Hal tersebut diungkapkan oleh Direktur Utama BPJS Kesehatan, Ali Ghufron Mukti dalam The 3rd Pharmacoeconomics and Outcomes Research Virtual Conference 2021 yang diselenggarakan oleh Malaysian Society for Pharmaeconomics and Outcome Research (MY-SPOR), Rabu (22/09).
1. Pencatatan data kefarmasian ke dalam sistem perlu dioptimalkan
Dalam acara yang dihadiri oleh berbagai pakar ternama dari World Health Organization (WHO), Taiwan, Afrika, dan Malaysia ini, Ghufron mengatakan bahwa upaya pencatatan data kefarmasian ke dalam sistem JKN-KIS masih perlu dioptimalkan.
Pasalnya, mekanisme pembayaran fasilitas kesehatan yang diadopsi JKN-KIS saat ini, yakni kapitasi, fee for service, dan INA CBG’s, belum mengakomodir pencatatan obat-obatan secara efektif.

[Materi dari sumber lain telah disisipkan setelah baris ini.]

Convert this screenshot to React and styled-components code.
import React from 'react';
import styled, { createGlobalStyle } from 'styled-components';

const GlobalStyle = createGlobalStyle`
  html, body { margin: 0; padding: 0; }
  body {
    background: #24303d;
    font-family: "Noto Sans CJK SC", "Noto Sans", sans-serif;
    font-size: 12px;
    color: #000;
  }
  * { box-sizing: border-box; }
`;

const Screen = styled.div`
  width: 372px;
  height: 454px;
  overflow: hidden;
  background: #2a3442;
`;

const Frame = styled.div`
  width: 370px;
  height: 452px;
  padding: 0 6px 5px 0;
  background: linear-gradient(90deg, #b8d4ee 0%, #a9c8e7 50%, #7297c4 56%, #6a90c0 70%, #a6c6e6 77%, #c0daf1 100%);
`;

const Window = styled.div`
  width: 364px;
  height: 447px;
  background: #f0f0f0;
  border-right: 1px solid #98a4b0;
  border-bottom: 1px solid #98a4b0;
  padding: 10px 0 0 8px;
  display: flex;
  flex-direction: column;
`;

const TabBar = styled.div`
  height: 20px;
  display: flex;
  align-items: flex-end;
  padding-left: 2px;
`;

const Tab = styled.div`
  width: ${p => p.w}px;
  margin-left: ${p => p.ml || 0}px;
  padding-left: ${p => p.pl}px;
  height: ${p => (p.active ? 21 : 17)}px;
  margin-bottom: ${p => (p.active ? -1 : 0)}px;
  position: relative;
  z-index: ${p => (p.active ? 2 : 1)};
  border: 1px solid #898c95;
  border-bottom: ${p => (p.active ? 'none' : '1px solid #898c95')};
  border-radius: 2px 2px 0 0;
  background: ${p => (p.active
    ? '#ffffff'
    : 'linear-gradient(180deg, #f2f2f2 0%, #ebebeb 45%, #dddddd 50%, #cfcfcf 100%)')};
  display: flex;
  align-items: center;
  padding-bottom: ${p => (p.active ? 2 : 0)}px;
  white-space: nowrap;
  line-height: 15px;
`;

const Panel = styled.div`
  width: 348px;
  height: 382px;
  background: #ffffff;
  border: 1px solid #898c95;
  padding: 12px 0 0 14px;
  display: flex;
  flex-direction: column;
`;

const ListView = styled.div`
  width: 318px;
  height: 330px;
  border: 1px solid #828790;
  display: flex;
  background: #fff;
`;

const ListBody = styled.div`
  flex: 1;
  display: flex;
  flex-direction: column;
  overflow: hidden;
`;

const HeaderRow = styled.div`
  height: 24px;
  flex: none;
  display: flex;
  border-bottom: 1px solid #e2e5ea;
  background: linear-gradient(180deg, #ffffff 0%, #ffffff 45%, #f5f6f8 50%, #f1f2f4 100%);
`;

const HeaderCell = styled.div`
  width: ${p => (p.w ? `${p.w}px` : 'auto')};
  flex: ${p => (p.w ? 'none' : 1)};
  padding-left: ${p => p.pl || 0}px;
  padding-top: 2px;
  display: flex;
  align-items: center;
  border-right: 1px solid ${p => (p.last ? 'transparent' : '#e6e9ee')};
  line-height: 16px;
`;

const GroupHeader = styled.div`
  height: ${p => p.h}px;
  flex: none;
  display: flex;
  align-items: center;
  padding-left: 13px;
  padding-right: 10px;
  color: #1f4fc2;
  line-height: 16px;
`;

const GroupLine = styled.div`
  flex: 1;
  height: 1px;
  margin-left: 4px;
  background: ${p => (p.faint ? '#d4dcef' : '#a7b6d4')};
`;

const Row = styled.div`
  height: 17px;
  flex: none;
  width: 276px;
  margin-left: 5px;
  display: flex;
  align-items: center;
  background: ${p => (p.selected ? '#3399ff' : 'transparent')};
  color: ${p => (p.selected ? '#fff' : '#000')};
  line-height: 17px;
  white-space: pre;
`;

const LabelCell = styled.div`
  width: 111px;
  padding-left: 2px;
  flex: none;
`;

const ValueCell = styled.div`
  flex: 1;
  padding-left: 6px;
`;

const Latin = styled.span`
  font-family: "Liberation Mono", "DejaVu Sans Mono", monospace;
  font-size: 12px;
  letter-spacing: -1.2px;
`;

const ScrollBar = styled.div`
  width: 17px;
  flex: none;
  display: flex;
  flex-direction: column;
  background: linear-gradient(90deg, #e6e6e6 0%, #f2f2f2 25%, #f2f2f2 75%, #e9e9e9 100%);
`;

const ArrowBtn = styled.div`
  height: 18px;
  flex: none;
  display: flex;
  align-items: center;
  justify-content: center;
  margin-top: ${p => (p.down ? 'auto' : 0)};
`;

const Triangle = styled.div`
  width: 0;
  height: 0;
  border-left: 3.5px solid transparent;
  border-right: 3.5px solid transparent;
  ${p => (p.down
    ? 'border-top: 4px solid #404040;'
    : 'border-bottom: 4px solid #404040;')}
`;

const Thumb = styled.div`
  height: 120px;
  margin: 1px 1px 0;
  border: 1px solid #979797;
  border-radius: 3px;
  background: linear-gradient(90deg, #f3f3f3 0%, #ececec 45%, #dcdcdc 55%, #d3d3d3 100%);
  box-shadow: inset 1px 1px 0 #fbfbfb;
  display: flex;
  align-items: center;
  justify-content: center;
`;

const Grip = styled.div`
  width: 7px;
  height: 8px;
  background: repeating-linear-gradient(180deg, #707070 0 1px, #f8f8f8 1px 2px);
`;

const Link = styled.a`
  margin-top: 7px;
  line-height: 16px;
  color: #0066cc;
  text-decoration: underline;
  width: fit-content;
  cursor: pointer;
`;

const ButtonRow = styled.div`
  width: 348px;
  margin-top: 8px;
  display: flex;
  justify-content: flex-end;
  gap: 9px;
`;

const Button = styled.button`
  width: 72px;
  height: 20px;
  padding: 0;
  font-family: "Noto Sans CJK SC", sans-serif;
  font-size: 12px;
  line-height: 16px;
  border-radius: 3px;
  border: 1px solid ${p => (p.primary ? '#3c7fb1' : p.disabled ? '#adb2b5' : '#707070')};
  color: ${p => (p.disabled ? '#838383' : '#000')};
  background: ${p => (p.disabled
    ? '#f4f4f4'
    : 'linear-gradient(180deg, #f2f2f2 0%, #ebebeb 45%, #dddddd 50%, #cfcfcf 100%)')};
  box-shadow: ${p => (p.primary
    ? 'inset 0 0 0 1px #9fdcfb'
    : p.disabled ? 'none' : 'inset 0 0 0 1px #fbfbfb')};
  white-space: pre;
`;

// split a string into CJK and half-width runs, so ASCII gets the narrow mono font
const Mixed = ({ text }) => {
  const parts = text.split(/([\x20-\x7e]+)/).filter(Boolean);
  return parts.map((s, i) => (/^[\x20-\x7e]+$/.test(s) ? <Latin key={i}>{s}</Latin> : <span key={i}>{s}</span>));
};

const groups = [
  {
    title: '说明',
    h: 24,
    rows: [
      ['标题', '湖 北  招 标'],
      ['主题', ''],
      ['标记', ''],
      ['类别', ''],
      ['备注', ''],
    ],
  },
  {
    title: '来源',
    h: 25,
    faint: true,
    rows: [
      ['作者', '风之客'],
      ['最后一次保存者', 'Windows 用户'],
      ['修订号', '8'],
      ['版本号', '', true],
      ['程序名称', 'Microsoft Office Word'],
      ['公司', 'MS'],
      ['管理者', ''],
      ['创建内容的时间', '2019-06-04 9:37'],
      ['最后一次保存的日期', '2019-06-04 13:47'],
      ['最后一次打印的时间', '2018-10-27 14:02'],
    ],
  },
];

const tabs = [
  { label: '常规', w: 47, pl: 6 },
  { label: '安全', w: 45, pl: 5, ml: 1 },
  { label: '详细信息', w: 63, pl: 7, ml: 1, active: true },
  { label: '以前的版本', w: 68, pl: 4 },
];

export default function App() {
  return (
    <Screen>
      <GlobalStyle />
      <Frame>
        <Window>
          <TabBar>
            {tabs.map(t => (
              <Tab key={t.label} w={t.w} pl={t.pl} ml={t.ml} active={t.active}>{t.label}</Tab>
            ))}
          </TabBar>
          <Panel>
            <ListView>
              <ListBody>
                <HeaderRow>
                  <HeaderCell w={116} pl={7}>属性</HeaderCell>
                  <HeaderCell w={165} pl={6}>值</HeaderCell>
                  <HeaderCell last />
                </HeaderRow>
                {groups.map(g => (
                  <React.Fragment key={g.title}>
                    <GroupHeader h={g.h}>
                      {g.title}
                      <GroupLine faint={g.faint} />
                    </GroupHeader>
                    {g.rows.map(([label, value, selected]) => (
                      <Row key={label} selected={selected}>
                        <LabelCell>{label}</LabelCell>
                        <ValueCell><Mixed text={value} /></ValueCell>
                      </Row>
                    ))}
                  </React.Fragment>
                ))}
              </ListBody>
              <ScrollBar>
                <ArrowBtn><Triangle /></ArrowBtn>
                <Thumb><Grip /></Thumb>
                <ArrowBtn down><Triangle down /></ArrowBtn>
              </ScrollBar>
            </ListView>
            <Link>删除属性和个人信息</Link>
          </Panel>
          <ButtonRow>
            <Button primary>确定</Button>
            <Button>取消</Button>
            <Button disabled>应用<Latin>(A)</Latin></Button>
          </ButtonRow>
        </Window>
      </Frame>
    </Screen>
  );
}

“Ketika kita berbicara tentang pembiayaan farmasi dalam Program JKN-KIS, kita juga harus berbicara tentang sistem pembayaran provider yang berbeda di setiap level. Di tingkat primer, JKN-KIS mengadopsi dua sistem pembayaran, yakni kapitasi dan fee for service untuk beberapa layanan. Sementara di rumah sakit, JKN-KIS mengacu pada tarif INA CBG’s dan juga fee for service untuk beberapa layanan. Obat-obatan masuk dalam satu bundel pembayaran kapitasi dan INA CBG’s. Khusus untuk beberapa obat penyakit kronis, dibayarkan melalui mekanisme fee for service. Karakteristik sistem pembayaran fasilitas kesehatan yang beragam ini membuat BPJS Kesehatan belum memiliki catatan farmasi yang lengkap dan rinci untuk mengidentifikasi pemanfaatan dan pengeluaran dari sistem pembayaran kapitasi dan INA CBG’s. Kami hanya bisa melihat catatan data obat-obatan berdasarkan pembayaran fee for service di tingkat primer maupun rujukan,” terang Ghufron.